**Source data**.

----------------

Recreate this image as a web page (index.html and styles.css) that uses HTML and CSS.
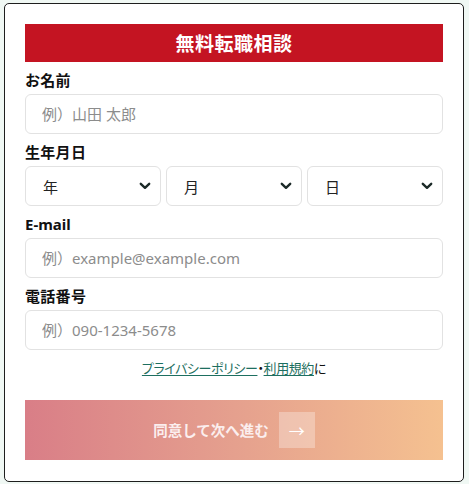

----------------

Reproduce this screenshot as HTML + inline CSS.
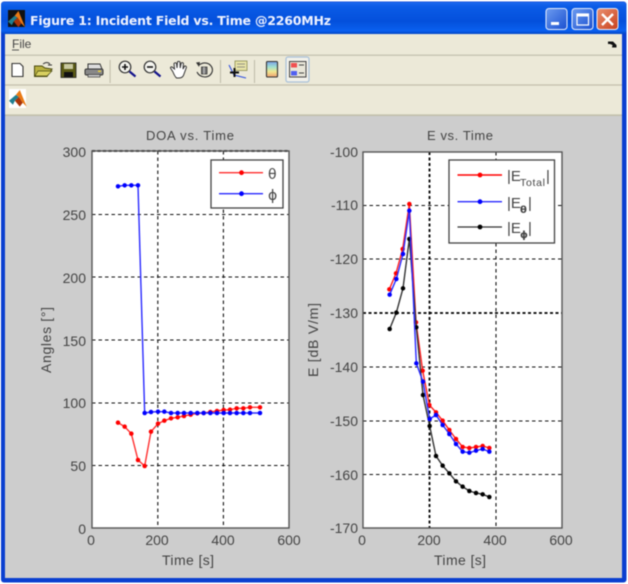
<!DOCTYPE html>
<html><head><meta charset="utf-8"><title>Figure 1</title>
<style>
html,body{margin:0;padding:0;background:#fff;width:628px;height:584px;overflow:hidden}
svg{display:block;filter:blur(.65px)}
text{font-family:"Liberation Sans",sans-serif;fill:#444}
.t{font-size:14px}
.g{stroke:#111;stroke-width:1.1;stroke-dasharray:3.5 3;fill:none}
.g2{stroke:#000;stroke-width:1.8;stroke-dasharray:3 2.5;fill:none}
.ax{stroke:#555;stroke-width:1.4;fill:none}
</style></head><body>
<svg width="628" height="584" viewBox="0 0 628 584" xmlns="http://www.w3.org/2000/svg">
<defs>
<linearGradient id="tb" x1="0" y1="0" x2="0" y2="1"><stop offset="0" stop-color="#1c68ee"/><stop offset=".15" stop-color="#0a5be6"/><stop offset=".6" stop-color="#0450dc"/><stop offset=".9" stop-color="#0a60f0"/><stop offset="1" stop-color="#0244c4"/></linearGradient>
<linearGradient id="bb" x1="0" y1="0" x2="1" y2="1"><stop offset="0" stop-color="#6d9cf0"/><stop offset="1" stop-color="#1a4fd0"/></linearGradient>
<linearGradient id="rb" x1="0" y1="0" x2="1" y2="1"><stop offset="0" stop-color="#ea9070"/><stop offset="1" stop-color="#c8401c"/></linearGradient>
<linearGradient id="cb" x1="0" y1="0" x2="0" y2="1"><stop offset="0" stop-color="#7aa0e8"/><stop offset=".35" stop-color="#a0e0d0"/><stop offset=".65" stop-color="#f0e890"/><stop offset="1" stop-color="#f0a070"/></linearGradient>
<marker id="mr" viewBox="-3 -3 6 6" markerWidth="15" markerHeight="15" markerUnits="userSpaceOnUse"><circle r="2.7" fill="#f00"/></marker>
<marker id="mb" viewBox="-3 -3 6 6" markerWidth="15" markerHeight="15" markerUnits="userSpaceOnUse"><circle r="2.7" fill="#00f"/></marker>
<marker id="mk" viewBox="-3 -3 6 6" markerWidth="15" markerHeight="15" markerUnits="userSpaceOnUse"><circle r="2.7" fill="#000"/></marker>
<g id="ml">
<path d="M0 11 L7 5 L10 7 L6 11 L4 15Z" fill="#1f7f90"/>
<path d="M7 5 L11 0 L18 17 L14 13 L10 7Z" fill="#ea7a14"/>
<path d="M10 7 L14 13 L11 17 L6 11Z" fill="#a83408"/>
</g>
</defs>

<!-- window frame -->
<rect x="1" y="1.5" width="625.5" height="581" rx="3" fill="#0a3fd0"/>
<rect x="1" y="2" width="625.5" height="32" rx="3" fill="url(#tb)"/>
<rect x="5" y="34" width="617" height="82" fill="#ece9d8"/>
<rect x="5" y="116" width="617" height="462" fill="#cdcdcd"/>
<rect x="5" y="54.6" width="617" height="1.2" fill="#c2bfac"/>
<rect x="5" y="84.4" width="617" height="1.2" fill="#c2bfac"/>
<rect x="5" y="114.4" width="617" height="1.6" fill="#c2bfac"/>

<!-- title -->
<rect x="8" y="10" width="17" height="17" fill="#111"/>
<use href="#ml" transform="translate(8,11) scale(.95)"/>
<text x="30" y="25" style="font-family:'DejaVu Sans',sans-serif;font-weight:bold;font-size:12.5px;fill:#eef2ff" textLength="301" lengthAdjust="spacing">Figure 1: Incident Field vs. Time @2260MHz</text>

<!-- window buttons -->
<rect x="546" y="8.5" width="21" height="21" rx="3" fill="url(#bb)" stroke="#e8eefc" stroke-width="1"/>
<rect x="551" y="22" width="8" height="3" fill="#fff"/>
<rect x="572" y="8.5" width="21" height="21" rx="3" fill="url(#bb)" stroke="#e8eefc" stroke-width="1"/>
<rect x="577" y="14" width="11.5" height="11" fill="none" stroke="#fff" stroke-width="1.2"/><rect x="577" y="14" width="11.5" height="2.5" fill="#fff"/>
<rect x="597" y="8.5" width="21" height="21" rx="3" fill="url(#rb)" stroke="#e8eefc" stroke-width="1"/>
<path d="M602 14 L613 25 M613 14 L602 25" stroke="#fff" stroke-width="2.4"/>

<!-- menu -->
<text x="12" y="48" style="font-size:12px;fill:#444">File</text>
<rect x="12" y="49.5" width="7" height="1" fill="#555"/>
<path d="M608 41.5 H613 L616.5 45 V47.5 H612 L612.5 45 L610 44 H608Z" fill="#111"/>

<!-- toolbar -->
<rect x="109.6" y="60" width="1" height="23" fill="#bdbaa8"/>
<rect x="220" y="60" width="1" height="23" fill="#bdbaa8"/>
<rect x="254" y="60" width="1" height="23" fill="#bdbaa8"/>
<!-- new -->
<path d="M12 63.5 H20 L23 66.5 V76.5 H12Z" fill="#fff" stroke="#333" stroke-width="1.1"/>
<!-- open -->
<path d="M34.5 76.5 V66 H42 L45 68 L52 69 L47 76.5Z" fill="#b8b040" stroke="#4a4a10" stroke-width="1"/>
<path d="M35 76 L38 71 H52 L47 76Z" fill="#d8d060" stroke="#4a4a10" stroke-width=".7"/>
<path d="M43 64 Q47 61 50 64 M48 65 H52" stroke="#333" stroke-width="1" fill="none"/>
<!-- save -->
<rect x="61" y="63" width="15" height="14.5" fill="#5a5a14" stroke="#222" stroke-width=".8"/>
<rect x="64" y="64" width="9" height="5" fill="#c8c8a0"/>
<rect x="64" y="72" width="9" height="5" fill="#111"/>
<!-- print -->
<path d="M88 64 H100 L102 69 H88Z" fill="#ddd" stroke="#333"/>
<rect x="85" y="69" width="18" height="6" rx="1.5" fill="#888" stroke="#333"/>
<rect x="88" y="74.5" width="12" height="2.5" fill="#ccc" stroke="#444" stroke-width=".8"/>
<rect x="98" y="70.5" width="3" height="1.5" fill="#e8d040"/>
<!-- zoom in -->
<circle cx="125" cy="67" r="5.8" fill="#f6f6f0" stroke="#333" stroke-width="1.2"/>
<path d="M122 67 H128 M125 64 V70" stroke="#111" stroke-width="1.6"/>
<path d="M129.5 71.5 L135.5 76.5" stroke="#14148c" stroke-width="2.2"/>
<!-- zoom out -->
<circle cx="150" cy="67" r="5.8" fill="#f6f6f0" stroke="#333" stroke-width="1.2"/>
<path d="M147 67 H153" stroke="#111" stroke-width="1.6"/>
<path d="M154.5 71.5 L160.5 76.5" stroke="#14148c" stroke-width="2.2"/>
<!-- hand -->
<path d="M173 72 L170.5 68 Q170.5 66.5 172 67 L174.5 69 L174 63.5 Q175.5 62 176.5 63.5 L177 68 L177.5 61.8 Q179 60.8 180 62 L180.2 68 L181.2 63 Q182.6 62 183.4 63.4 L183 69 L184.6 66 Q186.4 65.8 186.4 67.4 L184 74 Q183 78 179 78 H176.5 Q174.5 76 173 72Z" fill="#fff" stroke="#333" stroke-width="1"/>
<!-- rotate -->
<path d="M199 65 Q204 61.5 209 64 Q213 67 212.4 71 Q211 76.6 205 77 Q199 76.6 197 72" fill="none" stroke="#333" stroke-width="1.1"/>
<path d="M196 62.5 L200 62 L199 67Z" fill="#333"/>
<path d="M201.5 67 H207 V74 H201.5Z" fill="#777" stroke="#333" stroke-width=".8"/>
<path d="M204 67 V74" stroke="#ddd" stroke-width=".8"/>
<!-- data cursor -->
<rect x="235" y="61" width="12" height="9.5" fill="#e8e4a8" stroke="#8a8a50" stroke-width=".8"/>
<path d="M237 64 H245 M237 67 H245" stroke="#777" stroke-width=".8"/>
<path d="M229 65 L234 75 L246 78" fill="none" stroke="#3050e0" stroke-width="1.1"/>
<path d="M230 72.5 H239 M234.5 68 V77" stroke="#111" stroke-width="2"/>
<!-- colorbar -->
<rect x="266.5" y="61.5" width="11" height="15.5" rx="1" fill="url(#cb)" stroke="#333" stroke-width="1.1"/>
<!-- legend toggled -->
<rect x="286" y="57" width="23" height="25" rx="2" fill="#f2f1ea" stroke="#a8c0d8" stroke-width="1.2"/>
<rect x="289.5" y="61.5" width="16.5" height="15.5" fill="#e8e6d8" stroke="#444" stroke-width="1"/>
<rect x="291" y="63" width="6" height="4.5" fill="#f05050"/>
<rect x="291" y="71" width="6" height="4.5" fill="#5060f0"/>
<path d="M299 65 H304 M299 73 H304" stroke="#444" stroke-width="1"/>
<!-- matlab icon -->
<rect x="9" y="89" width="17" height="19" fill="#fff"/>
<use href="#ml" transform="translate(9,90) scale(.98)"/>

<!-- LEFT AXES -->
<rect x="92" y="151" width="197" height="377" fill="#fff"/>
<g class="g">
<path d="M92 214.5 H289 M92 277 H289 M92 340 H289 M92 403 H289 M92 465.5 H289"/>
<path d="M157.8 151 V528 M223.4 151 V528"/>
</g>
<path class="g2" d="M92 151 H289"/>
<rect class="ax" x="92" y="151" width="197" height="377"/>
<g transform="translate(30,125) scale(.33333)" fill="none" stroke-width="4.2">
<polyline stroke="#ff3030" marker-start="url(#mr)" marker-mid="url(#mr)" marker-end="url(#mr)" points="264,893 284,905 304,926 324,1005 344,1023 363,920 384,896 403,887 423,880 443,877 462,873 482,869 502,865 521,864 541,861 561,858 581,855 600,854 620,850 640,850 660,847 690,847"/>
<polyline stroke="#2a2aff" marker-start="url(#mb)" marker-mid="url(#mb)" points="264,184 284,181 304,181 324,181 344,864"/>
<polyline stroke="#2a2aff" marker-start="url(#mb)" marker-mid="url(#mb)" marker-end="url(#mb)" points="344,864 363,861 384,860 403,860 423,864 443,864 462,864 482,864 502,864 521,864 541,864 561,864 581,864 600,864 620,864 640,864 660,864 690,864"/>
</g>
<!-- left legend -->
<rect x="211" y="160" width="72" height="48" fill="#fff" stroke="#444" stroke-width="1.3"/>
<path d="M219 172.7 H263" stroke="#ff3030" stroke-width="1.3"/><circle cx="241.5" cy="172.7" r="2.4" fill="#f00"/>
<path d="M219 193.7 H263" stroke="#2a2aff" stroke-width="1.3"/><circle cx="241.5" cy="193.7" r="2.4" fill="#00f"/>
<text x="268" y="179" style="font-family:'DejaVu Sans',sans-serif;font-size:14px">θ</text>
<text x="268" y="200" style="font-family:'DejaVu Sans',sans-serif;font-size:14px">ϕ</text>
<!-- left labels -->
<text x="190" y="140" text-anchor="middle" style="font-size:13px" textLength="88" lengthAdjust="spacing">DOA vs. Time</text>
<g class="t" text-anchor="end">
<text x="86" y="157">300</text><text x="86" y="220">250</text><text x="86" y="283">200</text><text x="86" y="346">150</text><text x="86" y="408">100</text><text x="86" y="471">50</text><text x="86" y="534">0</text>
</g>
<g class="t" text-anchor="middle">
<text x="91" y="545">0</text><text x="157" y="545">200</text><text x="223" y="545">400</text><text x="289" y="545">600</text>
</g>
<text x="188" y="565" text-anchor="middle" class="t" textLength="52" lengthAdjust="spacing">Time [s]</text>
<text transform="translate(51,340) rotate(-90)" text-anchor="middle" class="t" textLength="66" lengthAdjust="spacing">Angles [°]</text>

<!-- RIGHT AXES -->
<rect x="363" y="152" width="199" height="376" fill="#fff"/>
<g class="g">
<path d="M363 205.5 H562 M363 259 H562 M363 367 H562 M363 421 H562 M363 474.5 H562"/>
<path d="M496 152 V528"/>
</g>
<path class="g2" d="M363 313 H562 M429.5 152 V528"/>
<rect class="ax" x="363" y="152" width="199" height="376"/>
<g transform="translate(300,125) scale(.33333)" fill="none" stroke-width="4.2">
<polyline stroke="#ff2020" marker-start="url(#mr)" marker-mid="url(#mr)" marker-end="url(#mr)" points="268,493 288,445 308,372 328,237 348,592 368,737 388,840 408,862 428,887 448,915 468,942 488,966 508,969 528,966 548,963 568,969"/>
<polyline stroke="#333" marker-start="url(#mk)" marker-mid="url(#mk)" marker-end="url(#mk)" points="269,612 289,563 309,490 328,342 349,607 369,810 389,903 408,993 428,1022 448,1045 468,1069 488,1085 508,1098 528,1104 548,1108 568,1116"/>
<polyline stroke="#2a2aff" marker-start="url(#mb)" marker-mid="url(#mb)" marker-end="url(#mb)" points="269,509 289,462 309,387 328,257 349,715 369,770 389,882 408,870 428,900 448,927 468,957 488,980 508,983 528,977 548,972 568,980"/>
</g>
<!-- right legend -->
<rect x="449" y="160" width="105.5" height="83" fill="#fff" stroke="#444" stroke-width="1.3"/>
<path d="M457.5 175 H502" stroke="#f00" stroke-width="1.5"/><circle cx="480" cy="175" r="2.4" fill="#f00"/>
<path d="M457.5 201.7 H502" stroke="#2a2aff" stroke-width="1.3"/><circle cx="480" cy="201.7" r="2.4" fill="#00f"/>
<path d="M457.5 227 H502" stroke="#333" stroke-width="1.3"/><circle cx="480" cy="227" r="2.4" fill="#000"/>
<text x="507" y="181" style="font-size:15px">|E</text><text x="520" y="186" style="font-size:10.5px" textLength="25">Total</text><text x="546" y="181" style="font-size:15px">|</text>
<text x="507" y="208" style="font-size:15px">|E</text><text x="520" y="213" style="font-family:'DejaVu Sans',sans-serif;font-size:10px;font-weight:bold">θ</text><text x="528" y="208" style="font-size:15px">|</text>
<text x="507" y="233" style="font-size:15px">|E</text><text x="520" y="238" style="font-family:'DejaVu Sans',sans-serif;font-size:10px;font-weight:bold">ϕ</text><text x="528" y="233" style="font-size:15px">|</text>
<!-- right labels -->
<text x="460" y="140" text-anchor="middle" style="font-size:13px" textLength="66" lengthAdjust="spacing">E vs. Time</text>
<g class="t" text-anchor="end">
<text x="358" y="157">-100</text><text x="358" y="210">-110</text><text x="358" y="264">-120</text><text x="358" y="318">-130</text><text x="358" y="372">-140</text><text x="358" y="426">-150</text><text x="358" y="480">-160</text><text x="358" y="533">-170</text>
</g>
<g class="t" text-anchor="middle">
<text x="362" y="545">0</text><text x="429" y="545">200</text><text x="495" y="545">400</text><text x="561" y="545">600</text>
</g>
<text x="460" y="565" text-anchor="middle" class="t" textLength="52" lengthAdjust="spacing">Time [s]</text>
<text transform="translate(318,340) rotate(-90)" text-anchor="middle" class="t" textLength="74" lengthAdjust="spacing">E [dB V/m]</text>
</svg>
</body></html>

----------------

**Problem to solve**.
Each line in the listing above either holds the string "this" or does not; state how many do, giving the number only.

**Answer in full**.
2